The effort caught fire when small-business groups such as the National Federation of Independent Business and agriculture groups led by the National Cattlemen's Beef Association joined in.
By 1994, Newt Gingrich's Republican insurgents had latched onto the estate tax issue, but the Contract With America called for an estate tax reduction, not repeal. In 1995, Luntz poll-tested the term "death tax" and advised the new GOP majority to never use the terms "inheritance" or "estate tax" again.
By then, Soldano's Policy and Taxation Group was spending more than $250,000 a year on lobbying. A parade of small-business owners and family farmers appealed to their congressmen, worried that they could not pass on their enterprises to their children, even though most of them would not be affected by the tax.
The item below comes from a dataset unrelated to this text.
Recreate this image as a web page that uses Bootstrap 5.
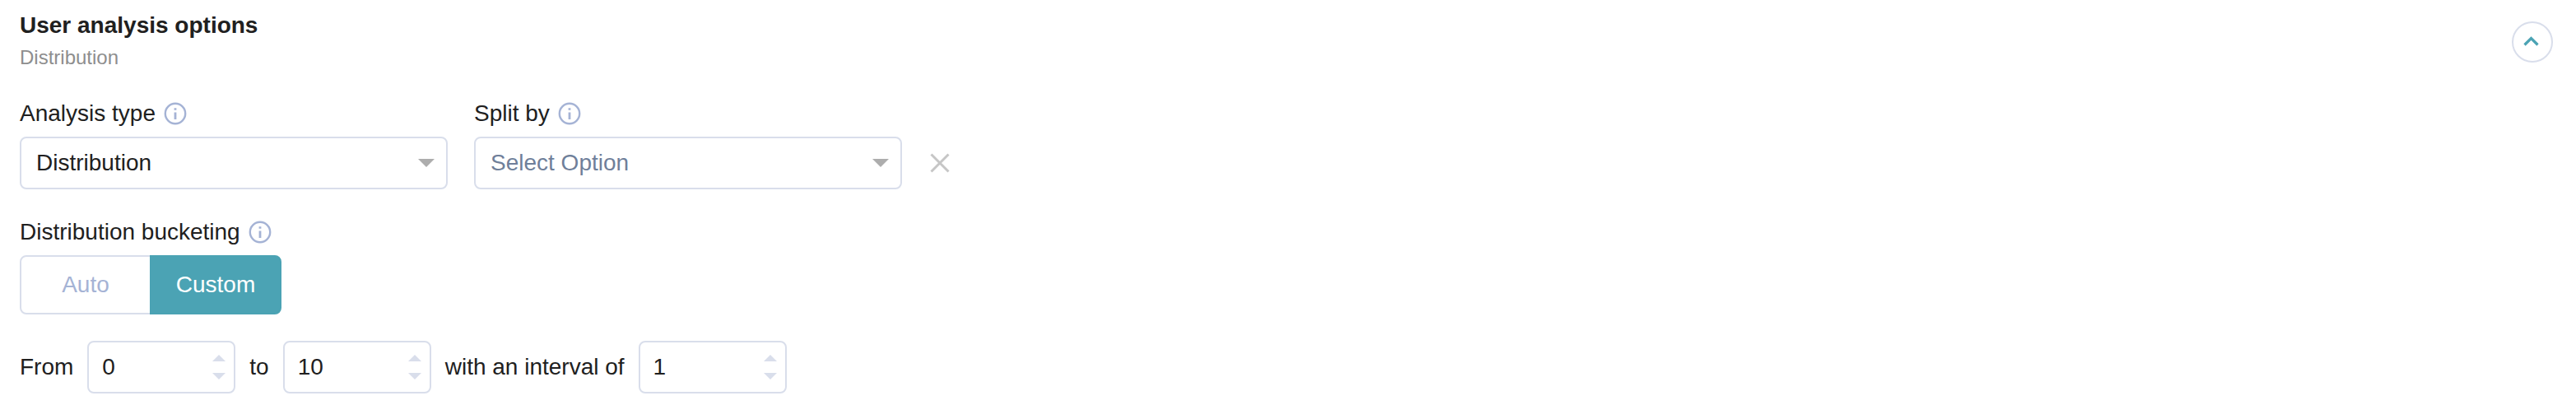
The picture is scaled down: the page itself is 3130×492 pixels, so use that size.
<!DOCTYPE html>
<html lang="en">
<head>
<meta charset="utf-8">
<meta name="viewport" content="width=device-width, initial-scale=1">
<title>User analysis options</title>
<link href="https://cdn.jsdelivr.net/npm/bootstrap@5.3.0/dist/css/bootstrap.min.css" rel="stylesheet">
<style>
  :root { --line: #d9deeb; --info: #a5b3d5; --teal: #4ba3b4; --ink: #202020; }
  body { font-family: "Liberation Sans", Arial, sans-serif; font-size: 28px; line-height: 40px; color: var(--ink); background: #fff; }
  .panel { padding: 11px 28px 12px 24px; }
  .panel-title { font-size: 28px; line-height: 40px; font-weight: 700; }
  .panel-sub { font-size: 24px; line-height: 38px; color: #8e8e8e; }
  .collapse-btn { width: 50px; height: 50px; border: 2px solid var(--line); margin-top: 15px; }
  .section-stack { gap: 32px; margin-top: 29px; }
  .picker-row { gap: 32px; }
  .field-head { gap: 10px; margin-bottom: 8px; }
  .info-btn { width: 28px; height: 28px; }
  .picker { width: 520px; }
  .form-select, .form-control { height: 64px; border: 2px solid var(--line); border-radius: 8px; font-size: 28px; line-height: 40px; color: var(--ink); }
  .form-select { padding: 0 48px 0 18px; background-size: 20px 10px; background-position: right 14px center;
    background-image: url("data:image/svg+xml,%3Csvg xmlns='http://www.w3.org/2000/svg' viewBox='0 0 20 10'%3E%3Cpath fill='%23adadad' d='M0 0h20L10 10z'/%3E%3C/svg%3E"); }
  .form-select.is-empty { color: #6f7f9a; }
  .clear-btn { width: 28px; height: 64px; }
  .seg .btn { height: 72px; width: 160px; border: 2px solid var(--line); border-radius: 8px; font-size: 28px; line-height: 40px; color: var(--info); }
  .seg.btn-group > .btn:not(:first-child) { margin-left: -2px; }
  .seg .btn.active { background: var(--teal); border-color: var(--teal); color: #fff; }
  .range-row { column-gap: 17px; row-gap: 12px; }
  .stepper { width: 180px; }
  .stepper .form-control { padding: 0 44px 0 16px; appearance: textfield; -moz-appearance: textfield; }
  .stepper .form-control::-webkit-inner-spin-button { appearance: none; -webkit-appearance: none; margin: 0; }
  .step-arrows { right: 12px; gap: 14px; }
  .step-arrows svg { width: 16px; height: 8px; fill: var(--line); }
</style>
</head>
<body>
<main class="panel">
  <header class="d-flex justify-content-between align-items-start">
    <div>
      <h1 class="panel-title m-0">User analysis options</h1>
      <p class="panel-sub m-0">Distribution</p>
    </div>
    <button type="button" class="collapse-btn btn bg-white rounded-circle p-0 d-flex align-items-center justify-content-center" aria-label="Collapse">
      <svg width="22" height="18" viewBox="0 0 22 18" fill="none" stroke="#4ba3b4" stroke-width="3.200"><path d="M1.500 12.500 9.500 4.500l8 8"/></svg>
    </button>
  </header>

  <form class="section-stack d-flex flex-column">
    <div class="picker-row d-flex flex-wrap align-items-end">
      <div class="picker">
        <div class="field-head d-flex align-items-center">
          <label for="type">Analysis type</label>
          <button type="button" class="info-btn btn border-0 p-0 d-flex" aria-label="About analysis type"><svg width="28" height="28" viewBox="0 0 28 28"><circle cx="14" cy="14" r="12.200" fill="none" stroke="#a5b3d5" stroke-width="2.400"/><path fill="#a5b3d5" d="M12.600 7.200h2.800v2.600h-2.800zM12.600 12.600h2.800v8.400h-2.800z"/></svg></button>
        </div>
        <select id="type" class="form-select"><option>Distribution</option></select>
      </div>
      <div class="picker">
        <div class="field-head d-flex align-items-center">
          <label for="split">Split by</label>
          <button type="button" class="info-btn btn border-0 p-0 d-flex" aria-label="About split by"><svg width="28" height="28" viewBox="0 0 28 28"><circle cx="14" cy="14" r="12.200" fill="none" stroke="#a5b3d5" stroke-width="2.400"/><path fill="#a5b3d5" d="M12.600 7.200h2.800v2.600h-2.800zM12.600 12.600h2.800v8.400h-2.800z"/></svg></button>
        </div>
        <select id="split" class="form-select is-empty"><option>Select Option</option></select>
      </div>
      <button type="button" class="clear-btn btn border-0 p-0 d-flex align-items-center justify-content-center" aria-label="Remove split">
        <svg width="24" height="24" viewBox="0 0 24 24" fill="none" stroke="#c6c6c6" stroke-width="3"><path d="m1.500 1.500 21 21m0-21-21 21"/></svg>
      </button>
    </div>

    <div>
      <div class="field-head d-flex align-items-center">
        <span id="bucketing">Distribution bucketing</span>
        <button type="button" class="info-btn btn border-0 p-0 d-flex" aria-label="About distribution bucketing"><svg width="28" height="28" viewBox="0 0 28 28"><circle cx="14" cy="14" r="12.200" fill="none" stroke="#a5b3d5" stroke-width="2.400"/><path fill="#a5b3d5" d="M12.600 7.200h2.800v2.600h-2.800zM12.600 12.600h2.800v8.400h-2.800z"/></svg></button>
      </div>
      <div class="seg btn-group d-flex" role="group" aria-labelledby="bucketing">
        <button type="button" class="btn p-0 flex-grow-0" aria-pressed="false">Auto</button>
        <button type="button" class="btn p-0 flex-grow-0 active" aria-pressed="true">Custom</button>
      </div>
    </div>

    <div class="range-row d-flex flex-wrap align-items-center">
      <label for="from">From</label>
      <div class="stepper position-relative">
        <input id="from" type="number" class="form-control" value="0">
        <div class="step-arrows position-absolute top-50 translate-middle-y d-flex flex-column pe-none" aria-hidden="true">
          <svg viewBox="0 0 16 8"><path d="M0 8h16L8 0z"/></svg><svg viewBox="0 0 16 8"><path d="M0 0h16L8 8z"/></svg>
        </div>
      </div>
      <label for="to">to</label>
      <div class="stepper position-relative">
        <input id="to" type="number" class="form-control" value="10">
        <div class="step-arrows position-absolute top-50 translate-middle-y d-flex flex-column pe-none" aria-hidden="true">
          <svg viewBox="0 0 16 8"><path d="M0 8h16L8 0z"/></svg><svg viewBox="0 0 16 8"><path d="M0 0h16L8 8z"/></svg>
        </div>
      </div>
      <label for="interval">with an interval of</label>
      <div class="stepper position-relative">
        <input id="interval" type="number" class="form-control" value="1">
        <div class="step-arrows position-absolute top-50 translate-middle-y d-flex flex-column pe-none" aria-hidden="true">
          <svg viewBox="0 0 16 8"><path d="M0 8h16L8 0z"/></svg><svg viewBox="0 0 16 8"><path d="M0 0h16L8 8z"/></svg>
        </div>
      </div>
    </div>
  </form>
</main>
<script src="https://cdn.jsdelivr.net/npm/bootstrap@5.3.0/dist/js/bootstrap.bundle.min.js"></script>
</body>
</html>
"There's been a sustained, determined campaign of misinformation that in the end has left the American people with a very different notion of what the estate tax is and does than actually exists," Pomeroy said.
But ultimately, whether people believe the estate tax will affect them has little bearing on support for repeal. Early this year, with Soldano's money, Luntz again began polling, this time in the face of record budget deficits and lingering economic unease. More than 80 percent called the taxation of inheritances "extreme." About 64 percent said they favored "death tax" repeal. Support fell to a still-strong 56 percent when asked whether they favored repeal, even if it temporarily boosted the budget deficit.
Democrats "still don't get it," Graetz said. "The politics are still very powerful."